**Recorded information**.
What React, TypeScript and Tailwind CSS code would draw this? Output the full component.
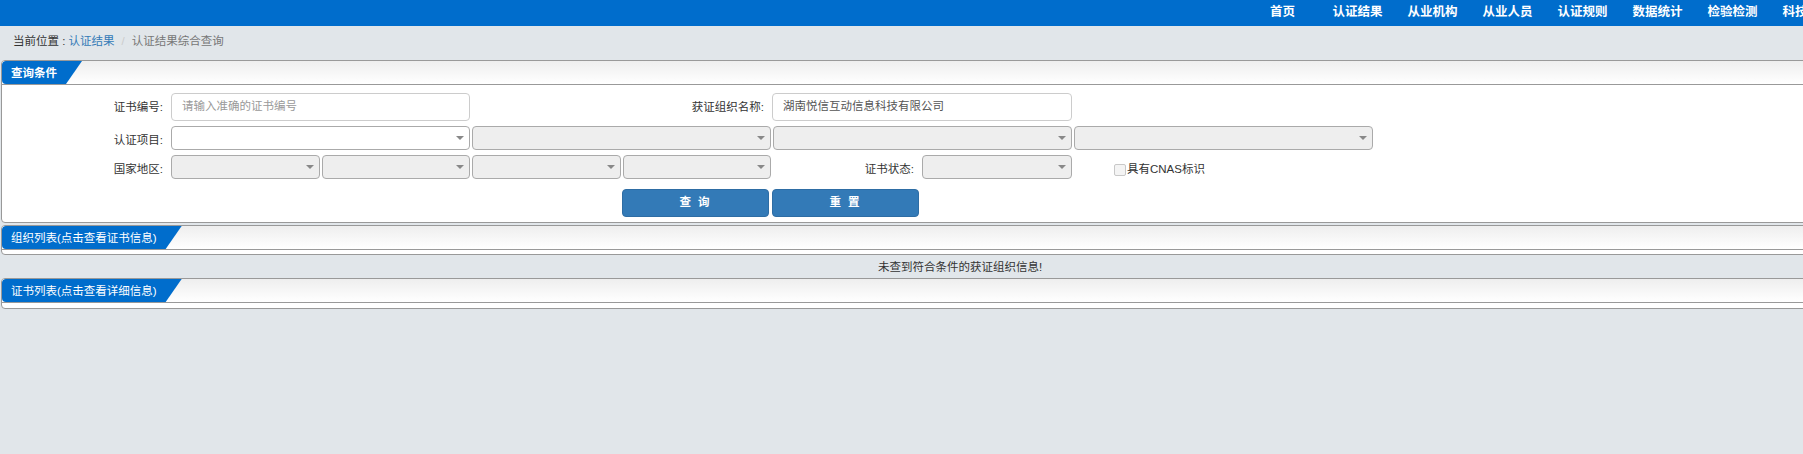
import React from "react";

function Arrow() {
  return (
    <span className="w-0 h-0 border-l-[4px] border-r-[4px] border-t-[4px] border-l-transparent border-r-transparent border-t-[#888]" />
  );
}

function Sel({ w, white }: { w: string; white?: boolean }) {
  return (
    <div
      className={`${w} h-[24px] shrink-0 border border-[#aaa] rounded-[4px] flex items-center justify-end pr-[5px] ${
        white ? "bg-white" : "bg-[#eee]"
      }`}
    >
      <Arrow />
    </div>
  );
}

function Panel({
  title,
  bold,
  children,
}: {
  title: string;
  bold?: boolean;
  children?: React.ReactNode;
}) {
  return (
    <div className="mx-px border border-[#999] rounded-[4px] bg-white overflow-hidden">
      <div className="h-[24px] border-b border-[#999] bg-linear-to-b from-[#eeeeee] to-white flex">
        <div
          className={`h-full bg-[#006dcc] pl-[9px] pr-[25px] rounded-l-[4px] [clip-path:polygon(0_0,100%_0,calc(100%_-_16px)_100%,0_100%)] text-white text-[11.5px] leading-[24px] whitespace-nowrap ${
            bold ? "font-bold" : ""
          }`}
        >
          {title}
        </div>
      </div>
      {children}
    </div>
  );
}

const navItems = [
  "首页",
  "认证结果",
  "从业机构",
  "从业人员",
  "认证规则",
  "数据统计",
  "检验检测",
  "科技服务",
  "关于我们",
];

export default function App() {
  return (
    <div className="w-full h-screen overflow-hidden bg-[#e1e6ea] font-['Liberation_Sans','Noto_Sans_CJK_SC',sans-serif] text-[#333]">
      <div className="w-[1920px]">
        {/* top nav */}
        <div className="h-[26px] bg-[#006dcc] flex justify-end">
          {navItems.map((n) => (
            <div
              key={n}
              className="w-[75px] text-center text-white font-bold text-[12.5px] leading-[24px] whitespace-nowrap"
            >
              {n}
            </div>
          ))}
        </div>

        {/* breadcrumb */}
        <div className="h-[34px] pt-[7px] pl-[13px] text-[11.5px] leading-[16px] whitespace-nowrap">
          <span className="text-[#333]">当前位置 : </span>
          <span className="text-[#337ab7]">认证结果</span>
          <span className="text-[#ccc] px-[7px]">/</span>
          <span className="text-[#777]">认证结果综合查询</span>
        </div>

        {/* query panel */}
        <Panel title="查询条件" bold>
          <div className="pt-[8px] pb-[5px] text-[11.5px]">
            {/* row 1 */}
            <div className="h-[28px] flex items-center">
              <div className="w-[161px] text-right translate-y-[1px]">证书编号:</div>
              <div className="ml-[8px] w-[299px] h-[28px] border border-[#ccc] rounded-[4px] flex items-center pl-[10px] text-[#999]">
                请输入准确的证书编号
              </div>
              <div className="w-[294px] text-right translate-y-[1px]">获证组织名称:</div>
              <div className="ml-[8px] w-[300px] h-[28px] border border-[#ccc] rounded-[4px] flex items-center pl-[10px] text-[#555]">
                湖南悦信互动信息科技有限公司
              </div>
            </div>
            {/* row 2 */}
            <div className="mt-[5px] h-[24px] flex items-center">
              <div className="w-[161px] text-right translate-y-[3px]">认证项目:</div>
              <div className="ml-[8px] flex gap-[2px]">
                <Sel w="w-[299px]" white />
                <Sel w="w-[299px]" />
                <Sel w="w-[299px]" />
                <Sel w="w-[299px]" />
              </div>
            </div>
            {/* row 3 */}
            <div className="mt-[5px] h-[24px] flex items-center">
              <div className="w-[161px] text-right translate-y-[3px]">国家地区:</div>
              <div className="ml-[8px] flex gap-[2px]">
                <Sel w="w-[149px]" />
                <Sel w="w-[148px]" />
                <Sel w="w-[149px]" />
                <Sel w="w-[148px]" />
              </div>
              <div className="w-[143px] text-right translate-y-[3px]">证书状态:</div>
              <div className="ml-[8px]">
                <Sel w="w-[150px]" />
              </div>
              <div className="ml-[42px] mt-[6px] flex items-center">
                <span className="w-[12px] h-[12px] border border-[#c8c8c8] rounded-[2px] bg-[#f4f4f4]" />
                <span className="ml-px">具有CNAS标识</span>
              </div>
            </div>
            {/* buttons */}
            <div className="mt-[10px] h-[28px] flex gap-[3px] pl-[620px]">
              <button className="w-[147px] h-[28px] bg-[#337ab7] border border-[#2e6da4] rounded-[4px] text-white font-bold text-[11.5px] tracking-[2px]">
                查 询
              </button>
              <button className="w-[147px] h-[28px] bg-[#337ab7] border border-[#2e6da4] rounded-[4px] text-white font-bold text-[11.5px] tracking-[2px]">
                重 置
              </button>
            </div>
          </div>
        </Panel>

        {/* org list */}
        <div className="mt-[2px]">
          <Panel title="组织列表(点击查看证书信息)">
            <div className="h-[4px]" />
          </Panel>
        </div>

        <div className="h-[23px] pt-px text-center text-[11.5px] leading-[23px] text-[#333]">
          未查到符合条件的获证组织信息!
        </div>

        {/* cert list */}
        <Panel title="证书列表(点击查看详细信息)">
          <div className="h-[5px]" />
        </Panel>
      </div>
    </div>
  );
}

**Do this**. Go through the listing above and quote it exactly, apart from its images.

**Problem solution**.
What React, TypeScript and Tailwind CSS code would draw this? Output the full component.
import React from "react";

function Arrow() {
  return (
    <span className="w-0 h-0 border-l-[4px] border-r-[4px] border-t-[4px] border-l-transparent border-r-transparent border-t-[#888]" />
  );
}

function Sel({ w, white }: { w: string; white?: boolean }) {
  return (
    <div
      className={`${w} h-[24px] shrink-0 border border-[#aaa] rounded-[4px] flex items-center justify-end pr-[5px] ${
        white ? "bg-white" : "bg-[#eee]"
      }`}
    >
      <Arrow />
    </div>
  );
}

function Panel({
  title,
  bold,
  children,
}: {
  title: string;
  bold?: boolean;
  children?: React.ReactNode;
}) {
  return (
    <div className="mx-px border border-[#999] rounded-[4px] bg-white overflow-hidden">
      <div className="h-[24px] border-b border-[#999] bg-linear-to-b from-[#eeeeee] to-white flex">
        <div
          className={`h-full bg-[#006dcc] pl-[9px] pr-[25px] rounded-l-[4px] [clip-path:polygon(0_0,100%_0,calc(100%_-_16px)_100%,0_100%)] text-white text-[11.5px] leading-[24px] whitespace-nowrap ${
            bold ? "font-bold" : ""
          }`}
        >
          {title}
        </div>
      </div>
      {children}
    </div>
  );
}

const navItems = [
  "首页",
  "认证结果",
  "从业机构",
  "从业人员",
  "认证规则",
  "数据统计",
  "检验检测",
  "科技服务",
  "关于我们",
];

export default function App() {
  return (
    <div className="w-full h-screen overflow-hidden bg-[#e1e6ea] font-['Liberation_Sans','Noto_Sans_CJK_SC',sans-serif] text-[#333]">
      <div className="w-[1920px]">
        {/* top nav */}
        <div className="h-[26px] bg-[#006dcc] flex justify-end">
          {navItems.map((n) => (
            <div
              key={n}
              className="w-[75px] text-center text-white font-bold text-[12.5px] leading-[24px] whitespace-nowrap"
            >
              {n}
            </div>
          ))}
        </div>

        {/* breadcrumb */}
        <div className="h-[34px] pt-[7px] pl-[13px] text-[11.5px] leading-[16px] whitespace-nowrap">
          <span className="text-[#333]">当前位置 : </span>
          <span className="text-[#337ab7]">认证结果</span>
          <span className="text-[#ccc] px-[7px]">/</span>
          <span className="text-[#777]">认证结果综合查询</span>
        </div>

        {/* query panel */}
        <Panel title="查询条件" bold>
          <div className="pt-[8px] pb-[5px] text-[11.5px]">
            {/* row 1 */}
            <div className="h-[28px] flex items-center">
              <div className="w-[161px] text-right translate-y-[1px]">证书编号:</div>
              <div className="ml-[8px] w-[299px] h-[28px] border border-[#ccc] rounded-[4px] flex items-center pl-[10px] text-[#999]">
                请输入准确的证书编号
              </div>
              <div className="w-[294px] text-right translate-y-[1px]">获证组织名称:</div>
              <div className="ml-[8px] w-[300px] h-[28px] border border-[#ccc] rounded-[4px] flex items-center pl-[10px] text-[#555]">
                湖南悦信互动信息科技有限公司
              </div>
            </div>
            {/* row 2 */}
            <div className="mt-[5px] h-[24px] flex items-center">
              <div className="w-[161px] text-right translate-y-[3px]">认证项目:</div>
              <div className="ml-[8px] flex gap-[2px]">
                <Sel w="w-[299px]" white />
                <Sel w="w-[299px]" />
                <Sel w="w-[299px]" />
                <Sel w="w-[299px]" />
              </div>
            </div>
            {/* row 3 */}
            <div className="mt-[5px] h-[24px] flex items-center">
              <div className="w-[161px] text-right translate-y-[3px]">国家地区:</div>
              <div className="ml-[8px] flex gap-[2px]">
                <Sel w="w-[149px]" />
                <Sel w="w-[148px]" />
                <Sel w="w-[149px]" />
                <Sel w="w-[148px]" />
              </div>
              <div className="w-[143px] text-right translate-y-[3px]">证书状态:</div>
              <div className="ml-[8px]">
                <Sel w="w-[150px]" />
              </div>
              <div className="ml-[42px] mt-[6px] flex items-center">
                <span className="w-[12px] h-[12px] border border-[#c8c8c8] rounded-[2px] bg-[#f4f4f4]" />
                <span className="ml-px">具有CNAS标识</span>
              </div>
            </div>
            {/* buttons */}
            <div className="mt-[10px] h-[28px] flex gap-[3px] pl-[620px]">
              <button className="w-[147px] h-[28px] bg-[#337ab7] border border-[#2e6da4] rounded-[4px] text-white font-bold text-[11.5px] tracking-[2px]">
                查 询
              </button>
              <button className="w-[147px] h-[28px] bg-[#337ab7] border border-[#2e6da4] rounded-[4px] text-white font-bold text-[11.5px] tracking-[2px]">
                重 置
              </button>
            </div>
          </div>
        </Panel>

        {/* org list */}
        <div className="mt-[2px]">
          <Panel title="组织列表(点击查看证书信息)">
            <div className="h-[4px]" />
          </Panel>
        </div>

        <div className="h-[23px] pt-px text-center text-[11.5px] leading-[23px] text-[#333]">
          未查到符合条件的获证组织信息!
        </div>

        {/* cert list */}
        <Panel title="证书列表(点击查看详细信息)">
          <div className="h-[5px]" />
        </Panel>
      </div>
    </div>
  );
}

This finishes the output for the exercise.